Sen. Chuck Schumer's behavior during the voluntary testimony of former Attorney General Gonzales chief of staff Kyle Sampson, say Republican Judiciary Committee staffers, confirmed rumors swirling around the committee and the Department of Justice that Schumer was coordinating with the staff of Deputy Attorney General Paul McNulty.
"We've heard that Schumer and McNulty have a side deal in all of this," says a current, senior Department of Justice official. "And given the way Schumer attempted to set up Sampson it's now clear something is going on. McNulty's folks should have to answer for this. Why the White House is just letting it happen is beyond us."
At one point, Schumer asked Sampson to confirm that McNulty had been left out of the loop on the forced resignations of eight U.S. Attorneys, a patently absurd question, given that DOJ emails and time stamps confirmed that McNulty was clearly in the loop on all firings, as were his chief of staff and a key aide, David Margolis.

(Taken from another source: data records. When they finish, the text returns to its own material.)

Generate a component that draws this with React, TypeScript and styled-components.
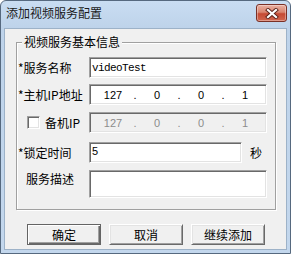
import React from 'react'
import styled, { createGlobalStyle } from 'styled-components'

const cjk = `"Noto Sans CJK SC", "Noto Sans", sans-serif`

const GlobalStyle = createGlobalStyle`
	body {
		margin: 0;
		background: #ffffff;
	}
`

const Window = styled.div`
	box-sizing: border-box;
	width: 291px;
	height: 254px;
	display: flex;
	flex-direction: column;
	border: 1px solid #56697f;
	border-radius: 6px 6px 0 0;
	background: linear-gradient(#c9ddf2, #bed3ea 27px, #c3d7ed);
	font-family: ${cjk};
	font-size: 12px;
	color: #000;
`

const TitleBar = styled.div`
	height: 27px;
	box-sizing: border-box;
	display: flex;
	align-items: center;
	justify-content: space-between;
	padding: 0 3px 3px 5px;
`

const Title = styled.span`
	line-height: 14px;
	color: #1a1a1a;
`

const CloseButton = styled.div`
	box-sizing: border-box;
	width: 31px;
	height: 18px;
	display: flex;
	align-items: center;
	justify-content: center;
	border: 1px solid #7a3026;
	border-radius: 3px;
	background: linear-gradient(#eab0a2, #d98670 45%, #c54a33 55%, #d1674f);
	box-shadow: inset 0 0 0 1px rgba(255, 255, 255, 0.35);
`

const Body = styled.div`
	flex: 1;
	margin: 0 3px 3px;
	display: flex;
	flex-direction: column;
	padding: 5px 0 0 11px;
	background: #f0f0f0;
	border: 1px solid #9db2c8;
`

const GroupBox = styled.fieldset`
	box-sizing: border-box;
	width: 260px;
	margin: 0;
	padding: 0 0 11px 1px;
	border: 1px solid #a0a0a0;
	box-shadow: inset 1px 1px 0 #ffffff, 1px 1px 0 #ffffff;
`

const Legend = styled.legend`
	margin-left: 4px;
	padding: 0 2px;
	line-height: 16px;
	background: #f0f0f0;
`

const Row = styled.div<{ $gap: number; $h?: number; $top?: boolean }>`
	display: flex;
	align-items: ${({ $top }) => ($top ? 'flex-start' : 'center')};
	margin-top: ${({ $gap }) => $gap}px;
	height: ${({ $h }) => $h ?? 21}px;
`

const Label = styled.label<{ $indent?: number; $pt?: number }>`
	box-sizing: border-box;
	width: 71px;
	display: flex;
	align-items: center;
	gap: 5px;
	padding-left: ${({ $indent }) => $indent ?? 0}px;
	padding-top: ${({ $pt }) => $pt ?? 0}px;
	line-height: 14px;
	white-space: nowrap;
`

const Field = styled.div<{ $w: number; $disabled?: boolean; $pl?: number }>`
	box-sizing: border-box;
	width: ${({ $w }) => $w}px;
	height: 100%;
	display: flex;
	align-items: center;
	padding-left: ${({ $pl }) => $pl ?? 1}px;
	background: ${({ $disabled }) => ($disabled ? '#f0f0f0' : '#ffffff')};
	color: ${({ $disabled }) => ($disabled ? '#8c8c8c' : '#000')};
	border: 1px solid;
	border-color: #a0a0a0 #ffffff #ffffff #a0a0a0;
	box-shadow: inset 1px 1px 0 #696969, inset -1px -1px 0 #e3e3e3;
`

const MonoText = styled.span`
	font-family: "Liberation Mono", monospace;
	font-size: 11px;
	letter-spacing: -0.6px;
	padding-left: 1px;
`

const NumText = styled.span`
	font-family: "Liberation Sans", Arial, sans-serif;
	font-size: 11px;
	margin-top: -3px;
	padding-left: 1px;
`

const IpSeg = styled.span`
	width: 38px;
	text-align: center;
	font-family: "Liberation Sans", Arial, sans-serif;
	font-size: 11px;
`

const IpDot = styled(IpSeg)`
	width: 6px;
`

const CheckBox = styled.span`
	box-sizing: border-box;
	width: 13px;
	height: 13px;
	background: #ffffff;
	border: 1px solid;
	border-color: #a0a0a0 #ffffff #ffffff #a0a0a0;
	box-shadow: inset 1px 1px 0 #696969, inset -1px -1px 0 #e3e3e3;
`

const Unit = styled.span`
	margin-left: 8px;
	line-height: 14px;
`

const ButtonRow = styled.div`
	display: flex;
	gap: 8px;
	margin-top: 14px;
	padding-left: 11px;
`

const Button = styled.button<{ $default?: boolean }>`
	box-sizing: border-box;
	width: 74px;
	height: 21px;
	margin: 0;
	padding: 0;
	font-family: ${cjk};
	font-size: 12px;
	line-height: 14px;
	color: #000;
	background: #f0f0f0;
	border: 1px solid;
	border-color: ${({ $default }) => ($default ? '#646464' : '#ffffff #696969 #696969 #ffffff')};
	box-shadow: ${({ $default }) =>
		$default
			? 'inset 1px 1px 0 #ffffff, inset -1px -1px 0 #696969, inset -2px -2px 0 #a0a0a0'
			: 'inset 1px 1px 0 #e3e3e3, inset -1px -1px 0 #a0a0a0'};
`

const CloseIcon = () => (
	<svg width="14" height="11" viewBox="0 0 14 11">
		<path d="M3 2 L11 9 M11 2 L3 9" stroke="#5a2118" strokeWidth="4" strokeLinecap="square" />
		<path d="M3 2 L11 9 M11 2 L3 9" stroke="#ffffff" strokeWidth="2.2" strokeLinecap="square" />
	</svg>
)

const IpField = ({ disabled }: { disabled?: boolean }) => (
	<Field $w={178} $pl={4} $disabled={disabled}>
		<IpSeg>127</IpSeg>
		<IpDot>.</IpDot>
		<IpSeg>0</IpSeg>
		<IpDot>.</IpDot>
		<IpSeg>0</IpSeg>
		<IpDot>.</IpDot>
		<IpSeg>1</IpSeg>
	</Field>
)

const App = () => (
	<>
		<GlobalStyle />
		<Window>
			<TitleBar>
				<Title>添加视频服务配置</Title>
				<CloseButton>
					<CloseIcon />
				</CloseButton>
			</TitleBar>
			<Body>
				<GroupBox>
					<Legend>视频服务基本信息</Legend>
					<Row $gap={7}>
						<Label>*服务名称</Label>
						<Field $w={178}>
							<MonoText>videoTest</MonoText>
						</Field>
					</Row>
					<Row $gap={6}>
						<Label>*主机IP地址</Label>
						<IpField />
					</Row>
					<Row $gap={7}>
						<Label $indent={9}>
							<CheckBox />
							备机IP
						</Label>
						<IpField disabled />
					</Row>
					<Row $gap={9}>
						<Label>*锁定时间</Label>
						<Field $w={153}>
							<NumText>5</NumText>
						</Field>
						<Unit>秒</Unit>
					</Row>
					<Row $gap={7} $h={28} $top>
						<Label $indent={8} $pt={2}>
							服务描述
						</Label>
						<Field $w={178} />
					</Row>
				</GroupBox>
				<ButtonRow>
					<Button $default>确定</Button>
					<Button>取消</Button>
					<Button>继续添加</Button>
				</ButtonRow>
			</Body>
		</Window>
	</>
)

export default App
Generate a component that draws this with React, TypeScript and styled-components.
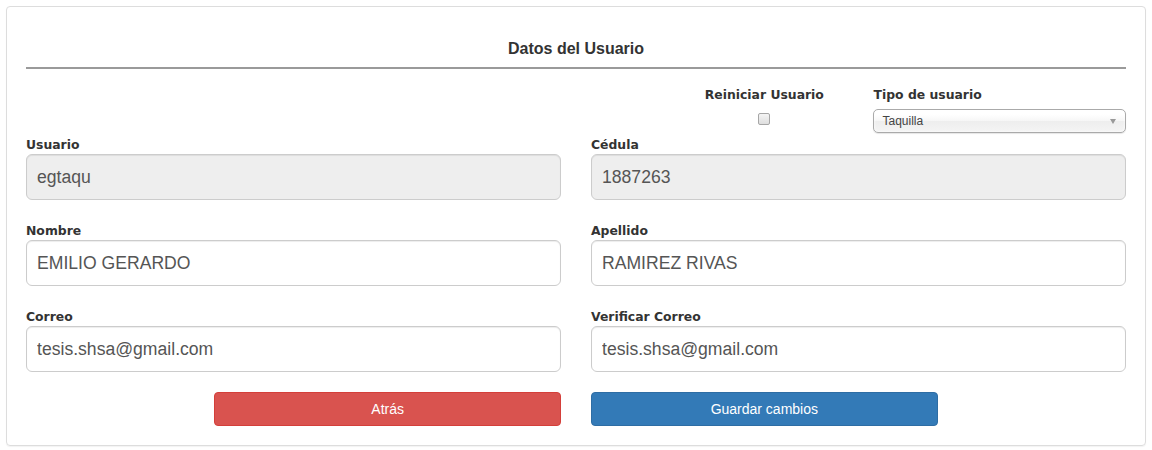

Just how deeply involved McNulty's team may be in undercutting Sampson and his former boss is unclear, but consider this: On Wednesday afternoon, Sampson's written testimony was submitted to the Judiciary Committee. Ten minutes after Sampson's written testimony arrived and was filed by the Democrat majority staff, an unexpected pile of new emails and documents was released by the Department of Justice that further embarrassed Sampson and Gonzales, and created the impression that perhaps White House senior adviser Karl Rove had been more deeply involved in the proceedings than he actually was.
"It was clearly orchestrated. As soon as the testimony showed up, the leak took place," says a GOP Judiciary staffer. "It was way too convenient."